C’est le comble du luxe de prendre un avion pour l’Islande afin d’enregistrer un chœur d’Emiliana Torinni dans sa cuisine. Loin de nous l’idée de te faire culpabiliser, mais t’en as profité pour visiter, trouver l’inspiration ?
C’est surtout le comble de l’anti-écologie, le comble de l’empreinte carbone ridicule. Pour te répondre, je ne serai pas allé en Islande si je n’avais pas « dam dam dam » à lui faire enregistrer. Sérieusement, c’est une amie et ça m’a fait plaisir de la voir. Je suis en désaccord avec moi-même sur l’empreinte carbone que ça représente. Mais mon métier est ainsi, il m’est arrivé d’aller au Japon pour un concert . Il ne faut pas que cela m’empêche de faire tous les efforts pour compenser ce que mon métier m’oblige à dégueulasser la planète. J’ai une trottinette électrique, j’ai changé de banque, de fournisseur électrique. Parce que ça me préoccupe à fond. Et c’est important que ça nous préoccupe tous, même si on fait des erreurs.
Sans te demander pour qui tu vas voter, crois-tu qu’un ou une candidate à la Présidentielle se soucie vraiment de l’écologie ?
Vraiment ? J’en sais rien. L’écologie est un argument de campagne, comme d’habitude. Je me sens totalement à gauche parce que les préoccupations d’humanité, de social et d’écologie sont clairement affirmées. Dans les actes, la présidence qui vient de passer ne me prouve pas beaucoup que ce soit vrai. Mais dans le discours, je suis complètement d’accord.

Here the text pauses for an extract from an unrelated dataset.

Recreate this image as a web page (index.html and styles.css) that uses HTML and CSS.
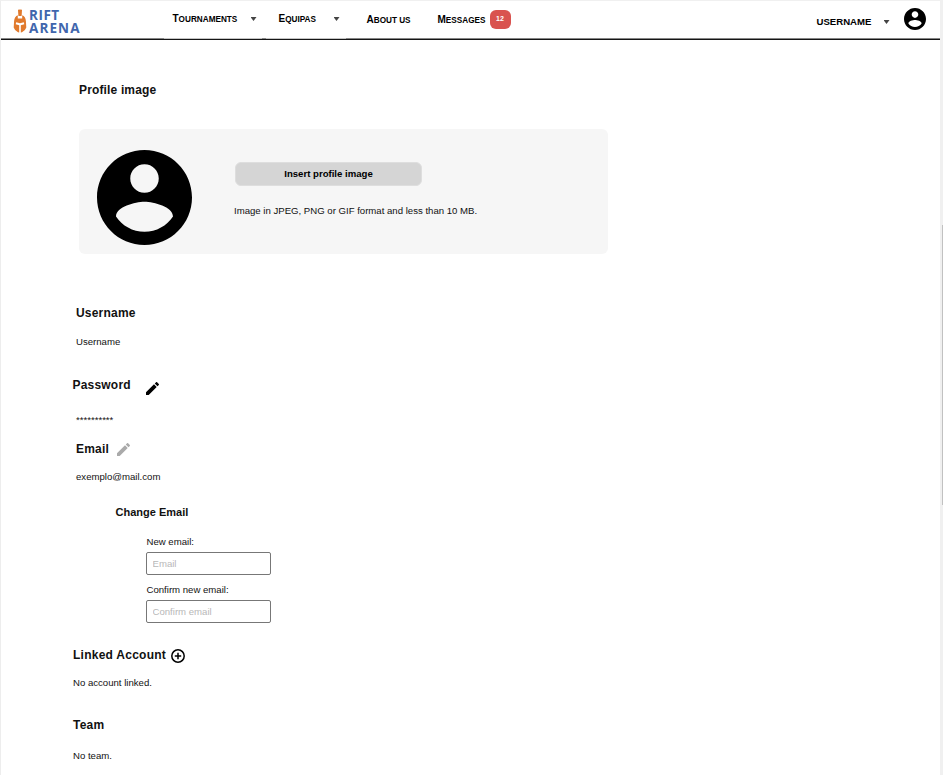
FILE: index.html
```html
<!DOCTYPE html>
<html lang="en">
<head>
<meta charset="utf-8">
<title>Rift Arena - Profile</title>
<link rel="stylesheet" href="styles.css">
</head>
<body>
<div class="page">
  <header class="topbar">
    <div class="logo">
      <svg class="logo-mark" viewBox="0 0 14 24"><path fill="#e17a2d" d="M5 .8Q7 0 9 .8L8.600 7H5.400Z"/><path fill="#e17a2d" d="M4.800 6.200V9.500H9.200V6.200Q12.500 7.500 12.900 12L13.300 18.500Q12.500 21.500 9 23.200L7.800 23.600V16.300L11.300 15.300L10.800 13.200L7 14.300L3.200 13.200L2.700 15.300L6.200 16.300V23.600L5 23.200Q1.500 21.500.7 18.500L1.100 12Q1.500 7.500 4.800 6.200Z"/></svg>
      <div class="logo-text"><span>RIFT</span><span>ARENA</span></div>
    </div>
    <nav class="nav">
      <a class="nav-link tournaments">Tournaments</a><i class="caret"></i>
      <a class="nav-link teams">Equipas</a><i class="caret"></i>
      <a class="nav-link about">About us</a>
      <a class="nav-link messages">Messages</a><span class="badge">12</span>
    </nav>
    <div class="account">
      <span>USERNAME</span><i class="caret"></i>
      <svg class="account-icon" viewBox="2 2 20 20"><path d="M12 2C6.480 2 2 6.480 2 12s4.480 10 10 10 10-4.480 10-10S17.520 2 12 2zm0 3c1.660 0 3 1.340 3 3s-1.340 3-3 3-3-1.340-3-3 1.340-3 3-3zm0 14.200c-2.500 0-4.710-1.280-6-3.220.03-1.990 4-3.080 6-3.080 1.990 0 5.970 1.090 6 3.080-1.290 1.940-3.500 3.220-6 3.220z"/></svg>
    </div>
  </header>
  <main>
    <h2 class="image-title">Profile image</h2>
    <section class="image-card">
      <svg class="avatar" viewBox="2 2 20 20"><path d="M12 2C6.480 2 2 6.480 2 12s4.480 10 10 10 10-4.480 10-10S17.520 2 12 2zm0 3c1.660 0 3 1.340 3 3s-1.340 3-3 3-3-1.340-3-3 1.340-3 3-3zm0 14.200c-2.500 0-4.710-1.280-6-3.220.03-1.990 4-3.080 6-3.080 1.990 0 5.970 1.090 6 3.080-1.290 1.940-3.500 3.220-6 3.220z"/></svg>
      <div class="upload">
        <button>Insert profile image</button>
        <p>Image in JPEG, PNG or GIF format and less than 10 MB.</p>
      </div>
    </section>
    <section class="field username">
      <h2>Username</h2>
      <p>Username</p>
    </section>
    <section class="field password">
      <h2>Password <svg class="pencil" viewBox="3 3 18 18"><path d="M3 17.250V21h3.750L17.810 9.940l-3.750-3.750L3 17.250zM20.710 7.040a1 1 0 0 0 0-1.410l-2.340-2.340a1 1 0 0 0-1.410 0l-1.830 1.830 3.750 3.750 1.830-1.830z"/></svg></h2>
      <p>**********</p>
    </section>
    <section class="field email">
      <h2>Email <svg class="pencil" viewBox="3 3 18 18"><path d="M3 17.250V21h3.750L17.810 9.940l-3.750-3.750L3 17.250zM20.710 7.040a1 1 0 0 0 0-1.410l-2.340-2.340a1 1 0 0 0-1.410 0l-1.830 1.830 3.750 3.750 1.830-1.830z"/></svg></h2>
      <p>exemplo@mail.com</p>
    </section>
    <form class="change-email">
      <h3>Change Email</h3>
      <label for="new-email">New email:</label>
      <input id="new-email" type="text" placeholder="Email">
      <label for="confirm-email">Confirm new email:</label>
      <input id="confirm-email" type="text" placeholder="Confirm email">
    </form>
    <section class="field linked">
      <h2>Linked Account <svg class="plus" viewBox="0 0 14 14"><circle cx="7" cy="7" r="6.200"/><path d="M7 3.800V10.200M3.800 7H10.200"/></svg></h2>
      <p>No account linked.</p>
    </section>
    <section class="field team">
      <h2>Team</h2>
      <p>No team.</p>
    </section>
  </main>
</div>
<aside class="scrollbar"><div class="thumb"></div></aside>
</body>
</html>
```
FILE: styles.css
```css
* { box-sizing: border-box; }
body {
  margin: 0;
  height: 775px;
  display: flex;
  overflow: hidden;
  background: #fff;
  color: #111;
  font: 9.6px/12px "Liberation Sans", Arial, sans-serif;
}
h2, h3, p { margin: 0; }
.page {
  width: 940px;
  border-top: 1px solid #f0f0f0;
  border-left: 1px solid #ededed;
}
.scrollbar {
  width: 3px;
  padding: 225px 0 0 2px;
  background: #f0f0f0;
}
.thumb { height: 280px; background: #c1c1c1; }

.topbar {
  display: flex;
  height: 39px;
  border-bottom: 1px solid #151515;
  background: linear-gradient(90deg, #858585 163px, #c4c4c4 163px 261px, #858585 261px 265px, #c4c4c4 265px 345px, #858585 345px) bottom / 100% 1px no-repeat;
  color: #000;
  font-weight: bold;
}
.logo { display: flex; width: 171.500px; padding: 8px 0 0 12px; }
.logo-mark { width: 14px; height: 24px; }
.logo-text {
  display: flex;
  flex-direction: column;
  margin-left: 2px;
  color: #4166ad;
  font: bold 13.5px/13px "Open Sans", sans-serif;
  letter-spacing: 1.1px;
}
.logo-text span:first-child { letter-spacing: .5px; }
.nav { display: flex; align-items: flex-start; width: 644px; padding-top: 12px; }
.nav-link {
  display: block;
  font-size: 8.2px;
  line-height: 12px;
  text-transform: uppercase;
  white-space: nowrap;
}
.nav-link::first-letter { font-size: 10px; }
.tournaments { width: 78px; }
.teams { width: 55px; margin-left: 22px; }
.about { width: 71px; margin: 1px 0 0 27px; }
.messages { width: 52px; margin-top: 1px; }
.caret {
  width: 6px;
  height: 4px;
  margin-top: 4px;
  background: #444;
  clip-path: polygon(0 0, 100% 0, 50% 100%);
}
.badge {
  width: 21px;
  height: 19px;
  margin-top: -3px;
  border-radius: 6px;
  background: #d9534f;
  color: #fff;
  font-size: 7px;
  line-height: 18px;
  text-align: center;
}
.account { display: flex; align-items: flex-start; padding-top: 15px; }
.account span { width: 67px; }
.account-icon { width: 22px; height: 22px; margin: -8px 0 0 14px; }

main { display: flow-root; }
h2 { font-size: 12px; line-height: 16px; letter-spacing: .2px; }
.image-title { margin: 42px 0 0 78px; letter-spacing: .15px; }
.image-card {
  display: flex;
  width: 529px;
  height: 125px;
  margin: 31px 0 0 78px;
  padding: 21px 0 0 18px;
  border-radius: 6px;
  background: #f6f6f6;
}
.avatar { width: 95px; height: 95px; }
.upload { margin: 12px 0 0 42px; }
.upload button {
  display: block;
  width: 187px;
  height: 24px;
  margin-left: 1px;
  padding: 0 0 1px;
  border: 1px solid #dedede;
  border-radius: 6px;
  background: #d5d5d5;
  color: #000;
  font: bold 9.6px/20px "Liberation Sans", sans-serif;
}
.upload p { margin-top: 19px; }

.field h2 { display: flex; }
.username { margin: 51px 0 0 75px; }
.username p { margin-top: 15px; }
.password { margin: 29px 0 0 71.500px; }
.password p { margin: 19px 0 0 3.500px; }
.pencil { width: 13px; height: 13px; margin: 5px 0 0 15.500px; }
.email { margin: 15px 0 0 75px; }
.email p { margin-top: 14px; }
.email .pencil { margin: 2px 0 0 8px; fill: #aaa; }

.change-email { margin: 21px 0 0 114.500px; }
.change-email h3 { font-size: 11px; line-height: 16px; }
.change-email label { display: block; margin: 16px 0 0 31px; }
.change-email input {
  display: block;
  width: 125px;
  height: 23px;
  margin: 4px 0 0 30.500px;
  padding: 0 5.500px;
  border: 1px solid #777;
  border-radius: 2px;
  font: 9.6px "Liberation Sans", sans-serif;
}
.change-email input + label { margin-top: 9px; }
::placeholder { color: #b8b8b8; opacity: 1; }

.linked { margin: 24px 0 0 72px; }
.linked h2 { letter-spacing: .25px; }
.linked p { margin-top: 14px; }
.plus {
  width: 14px;
  height: 14px;
  margin: 2px 0 0 5px;
  fill: none;
  stroke: #000;
  stroke-width: 1.5;
}
.team { margin: 28px 0 0 72px; }
.team p { margin-top: 17px; }
```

On ne te verra donc pas à un concert de soutien ?
J’ai refusé il y a pas longtemps. Par contre, je t’encourage à parler de la tournée Le Chant des colibris qu’on met en place avec Cyril Dion et Pierre Rabhi. Avant la Présidentielle, on veut attirer l’attention dans différentes villes. La journée, on fait des ateliers, des conférences, de la soupe pour tout le monde. Et le soir, on est plein de musiciens à jouer pour parler de tout ça. Sur la base de la Fondation Nicolas Hulot, un gros machin écolo porté par Frah, le chanteur de Shaka Ponk, va aussi voir le jour. Autant j’ai du mal à parler politique mais je suis prêt à parler d’écologie, car c’est notre peau qui est en jeu.